On a similar note, ISTQB - International Software Testing Qualification Board - identifies a testing process with its actionable tasks and ongoing activities. For me, learning about it was the biggest enlightenment in the advanced level certification, and something that has helped me many times in my career. The testing process states, that a tester should plan their work, work from requirements, make tests as generic as possible/necessary, and report back with their findings. But there's a twist that will be very important: how are the test cases prepared for the test plan.
The part that interests us takes place between design and implementation steps. When designing
the test case, the author identifies what is to be tested, and inputs data classes. Let's take a practical example, and define tests for a website login functionality. The requirements are as follows:
- To log in, the user must provide username and password, and trigger a login button on the
/login
page - Only valid combinations of login and password will allow user to complete the action
- After successful login, user will be redirected to page
/main
So the test flow for a positive case would look something like this:
- Open a browser to login page
- Enter valid username into username field
- Enter valid and matching password into password field
- Click "Login"
- Expect to be redirected to a webpage site
/main
This is a language-agnostic approach (and has a level of expressiveness that I'd expect from a test case - coincidentally this would also be a perfectly fine Robot Framework test case). You could probably execute this test case manually, if you pulled the proper data from your memory. In automation however, this is just not enough.

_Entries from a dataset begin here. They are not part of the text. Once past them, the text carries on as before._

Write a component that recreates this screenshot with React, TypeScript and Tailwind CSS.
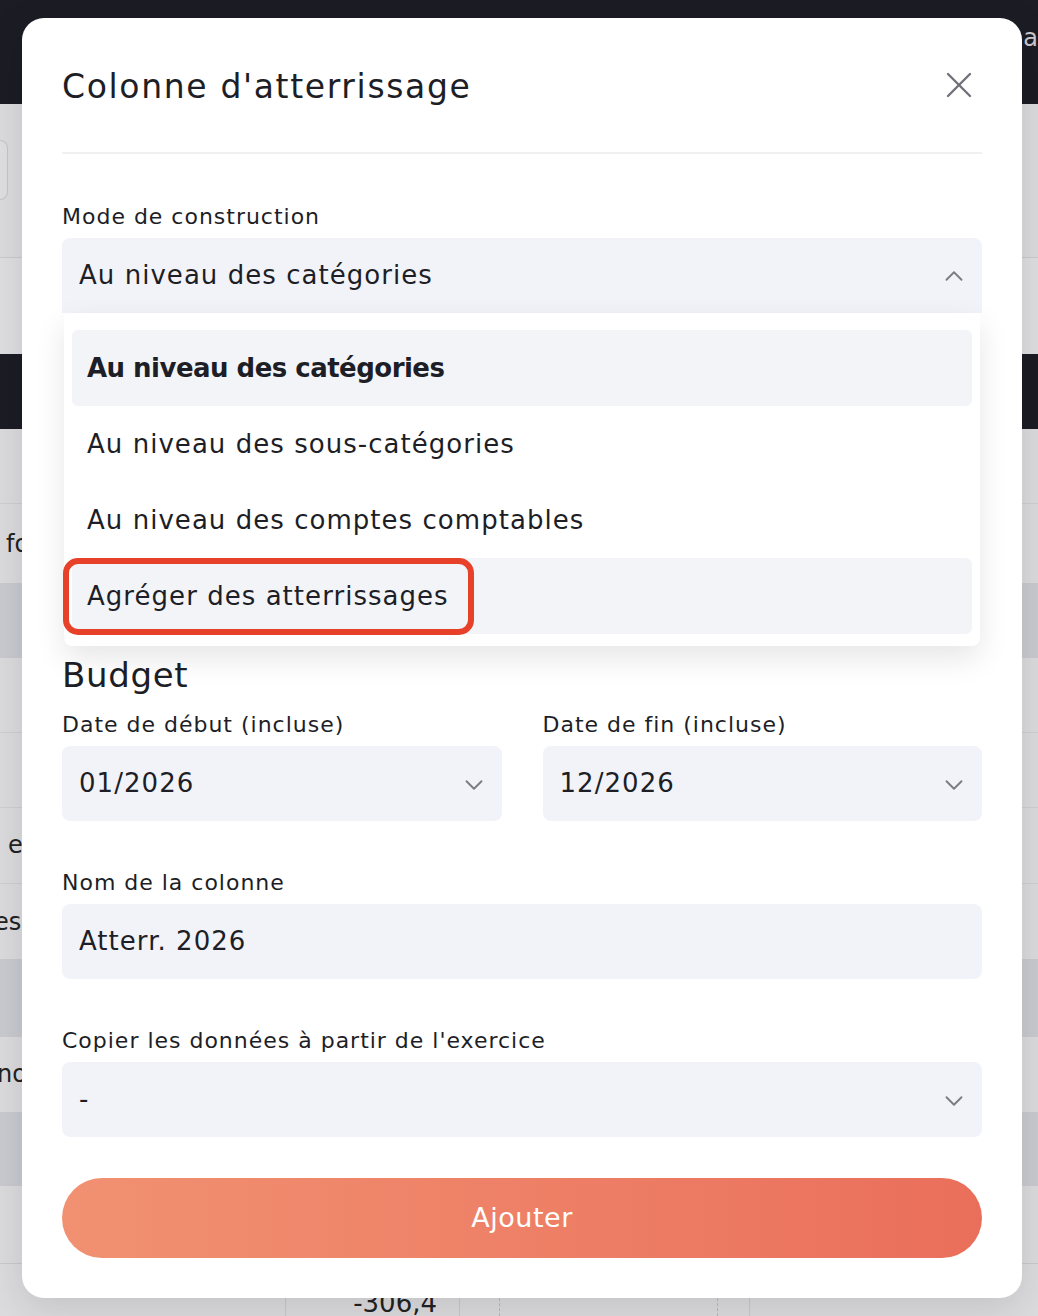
import { ChevronDown, ChevronUp, X } from 'lucide-react';

const font = { fontFamily: '"DejaVu Sans", "Open Sans", sans-serif' };

function Backdrop() {
  return (
    <div className="absolute inset-0 flex flex-col bg-[#dcdcdf]">
      <div className="h-[104px] shrink-0 bg-[#1b1c24] flex justify-end items-start pt-[26px] pr-0">
        <span className="text-[24px] text-[#c9c9cf] leading-none">a</span>
      </div>
      <div className="h-[154px] border-b border-[#cbcbcf] pt-[36px]">
        <div className="w-[8px] h-[60px] rounded-r-lg border border-l-0 border-[#c6c6cb] bg-[#e0e0e3]" />
      </div>
      <div className="h-[97px] bg-[#dfdfe1]" />
      <div className="h-[75px] bg-[#1b1c24]" />
      <div className="h-[75px] border-b border-[#cfcfd2]" />
      <div className="h-[80px] flex items-center text-[24px] text-[#222] -ml-[2px] pl-[8px]">fo</div>
      <div className="h-[75px] bg-[#cacbd0]" />
      <div className="h-[75px] border-b border-[#cfcfd2]" />
      <div className="h-[75px] border-b border-[#cfcfd2]" />
      <div className="h-[77px] flex items-center pl-[8px] text-[24px] text-[#222] border-b border-[#cfcfd2]">e</div>
      <div className="h-[75px] flex items-center -ml-[6px] text-[24px] text-[#222]">es</div>
      <div className="h-[78px] bg-[#cacbd0]" />
      <div className="h-[75px] flex items-center -ml-[3px] text-[24px] text-[#222]">no</div>
      <div className="h-[75px] bg-[#cacbd0]" />
      <div className="h-[78px] border-b border-[#c9c9cd]" />
      <div className="flex-1 flex">
        <div className="w-[286px] border-r border-[#c9c9cd]" />
        <div className="w-[174px] border-r border-[#c9c9cd] flex justify-end items-start pr-[22px] text-[26px] leading-none pt-[26px] text-[#222]">
          -306,4
        </div>
        <div className="w-[40px] border-r border-dashed border-[#b9b9bd]" />
        <div className="w-[218px] border-r border-dashed border-[#b9b9bd]" />
        <div className="w-[32px] border-r border-[#c9c9cd]" />
      </div>
    </div>
  );
}

function Field({ label, value, open, chevron = 'down', className = '' }: { label?: string; value: string; open?: boolean; chevron?: 'down' | 'up' | 'none'; className?: string }) {
  return (
    <div className={className}>
      {label && <div className="text-[22px] leading-[34px] tracking-[0.045em] text-[#1d1e26] mb-[4px]">{label}</div>}
      <div className={`h-[75px] bg-[#f2f3f8] flex items-center justify-between pl-[17px] pr-[13px] ${open ? 'rounded-t-lg' : 'rounded-lg'}`}>
        <span className="text-[26px] tracking-[0.04em] text-[#1d1e26]">{value}</span>
        {chevron === 'down' && <ChevronDown className="w-[30px] h-[30px] text-[#7b7c84] mt-[2px]" strokeWidth={1.5} />}
        {chevron === 'up' && <ChevronUp className="w-[30px] h-[30px] text-[#7b7c84]" strokeWidth={1.5} />}
      </div>
    </div>
  );
}

export default function App() {
  const options = [
    { label: 'Au niveau des catégories', selected: true },
    { label: 'Au niveau des sous-catégories' },
    { label: 'Au niveau des comptes comptables' },
    { label: 'Agréger des atterrissages', hover: true },
  ];

  return (
    <div className="relative w-[1038px] h-[1316px] overflow-hidden" style={font}>
      <Backdrop />
      <div className="absolute left-[22px] top-[18px] w-[1000px] h-[1280px] bg-white rounded-[22px] shadow-[0_10px_40px_rgba(0,0,0,0.12)] px-[40px]">
        <div className="h-[136px] flex items-center justify-between border-b-2 border-[#f0f0f3]">
          <h2 className="text-[33px] tracking-[0.05em] text-[#1d1e26] pt-[4px]">Colonne d'atterrissage</h2>
          <X className="w-[44px] h-[44px] text-[#6f7078] mr-[1px]" strokeWidth={1.3} />
        </div>

        <div className="relative mt-[46px]">
          <Field label="Mode de construction" value="Au niveau des catégories" chevron="up" open />
          <div className="absolute left-[2px] right-[2px] top-[113px] bg-white rounded-b-lg shadow-[0_12px_30px_rgba(0,0,0,0.10)] px-[8px] pt-[17px] pb-[12px] z-10 flex flex-col">
            {options.map((o) => (
              <div
                key={o.label}
                className={`relative h-[76px] flex items-center px-[15px] rounded-md text-[26px] text-[#1d1e26] ${o.selected || o.hover ? 'bg-[#f3f4f8]' : ''} ${o.selected ? 'font-bold tracking-[-0.02em]' : 'tracking-[0.04em]'}`}
              >
                {o.label}
                {o.hover && (
                  <div className="absolute -left-[9px] top-0 w-[411px] h-[77px] border-[6px] border-[#e8412a] rounded-[15px]" />
                )}
              </div>
            ))}
          </div>

          <div className="mt-[342px] text-[34px] leading-[40px] tracking-[0.02em] text-[#1d1e26]">Budget</div>
          <div className="grid grid-cols-2 gap-[41px] mt-[13px]">
            <Field label="Date de début (incluse)" value="01/2026" />
            <Field label="Date de fin (incluse)" value="12/2026" />
          </div>
          <Field className="mt-[45px]" label="Nom de la colonne" value="Atterr. 2026" chevron="none" />
          <Field className="mt-[45px]" label="Copier les données à partir de l'exercice" value="-" />

          <button className="mt-[41px] w-full h-[80px] rounded-full bg-gradient-to-r from-[#f19172] to-[#ea6f5b] text-white text-[27px] tracking-[0.02em]">
            Ajouter
          </button>
        </div>
      </div>
    </div>
  );
}
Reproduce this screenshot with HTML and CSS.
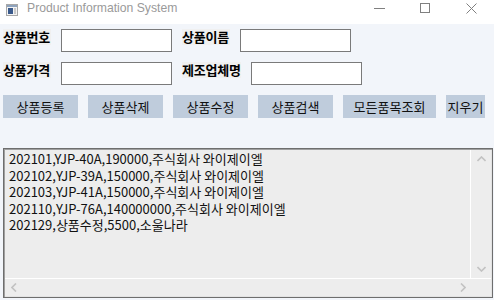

Question: if we were to automate this test case in your language of choice, would it always look the same? What if we wanted to verify that the login works for both Bob the Accountant
and Jenny the Janitor
? What are the actual test data? What if you wanted to run tests in two different test environments? What if the test deployment is literally deployed on another machine? What if during the development process the urls change? What if... You get the point. So let's rework our example and put placeholders everywhere:
- Open a
${browser}
to${host}${login-page-url}
- Enter
${valid-username}
into${username-field}
- Enter matching
${valid-password}
into${password-field}
- Click
${login-button}
- Expect to be redirected to a webpage site
${main-site-url}
We can generate a number of tests just by providing the test data:
Variable | TC1 | TC2 |
---|---|---|
browser | firefox | chrome |
host | http://localhost:8080 | http://test.acme.com |
login-page-url | /login | /login |
main-site-url | /main | /main |
username-field | #username | #username |
password-field | #password | #password |
login-button | #login-btn | #login-btn |
valid-username | bob@test.acme.com | jenny@test.acme.com |
valid-password | hunter2 | huntress2 |
Now this is getting us somewhere.
Types of test data
"But Adam, most of these data don't ever change!" I hear you yell from the back of the class. Well, you're right, and you're wrong. This example contains actually 3 different types of test data. It is true, that one of them usually does not change as often as the rest of them. Here's a breakdown (remember: we're still language agnostic here - this is true no matter which tool you use to automate tests):
Variable | Variable type | Type description |
---|---|---|
browser, host | operational data | describe the context in which the tests will be executed: which environment, which [proxy], what browser, what locale, etc. |
login-page-url, main-site-url, username-field, password-field, login-button | structural data | describe the structure of application, usually used to describe User Interfaces |
valid-username, valid-password | actual test data | describe the data that actually differs on case-to-case basis. This is what you think differentiates specific test cases and groups SUT (system under test) behaviours |
If you think about it, those types of test data also originate in different places:
Variable type | Originates |
---|---|
operational | non-functional requirements, like compatibility matrix, or browser usage statistics; additionally: CI configuration |
structural | application code conventions, configuration or code directly |
actual test data | test case design process |
Practice
There are many ways to implement this in practice. The most straightforward, and least flexible one is of course to hard-code everything and ignore the fact that the highlighted terms are variables (ie. they may vary from test run to test run). This works, but you'll soon hit maintenance bottleneck - you'll be spending time on running search and replace over your automation code, instead of focusing on automating new tests.
Or you could do yourself a solid, and use proper code design to facilitate future requirements changes. It’s not premature optimisation, it’s engineering.
How would this look in terms of solutions used at a code level? Let's take some automation solutions and compare:
Variable type | xUnit | Mocha | Robot Framework |
---|---|---|---|
operational | project properties | Environment variables | Environment variables or Variable file |
structural | Page Object Model | Page Object Model | Variable file |
actual test data | Parameter provider object (ie. Using custom runner that supports parameterization | Custom parameterizer, or iteration | test data file |
Alternative ways of designing test cases
OK, not everyone uses a test design process in an explicit way, but there are other ways to create test cases. Like - specification by example. It is a great method, that allows you to clarify the requirements at their most critical lifecycle phase: early on. But what do you actually get out of specification by example? You get a set of test cases with some variables filled in. You still have to put in effort into translating it into a maintainable piece of code. Even if your examples contain hard-coded data, it pays off to analyse that data (and/or parameters of execution) and split them up into corresponding categories. Being aware of the categories of test data can only make this job easier.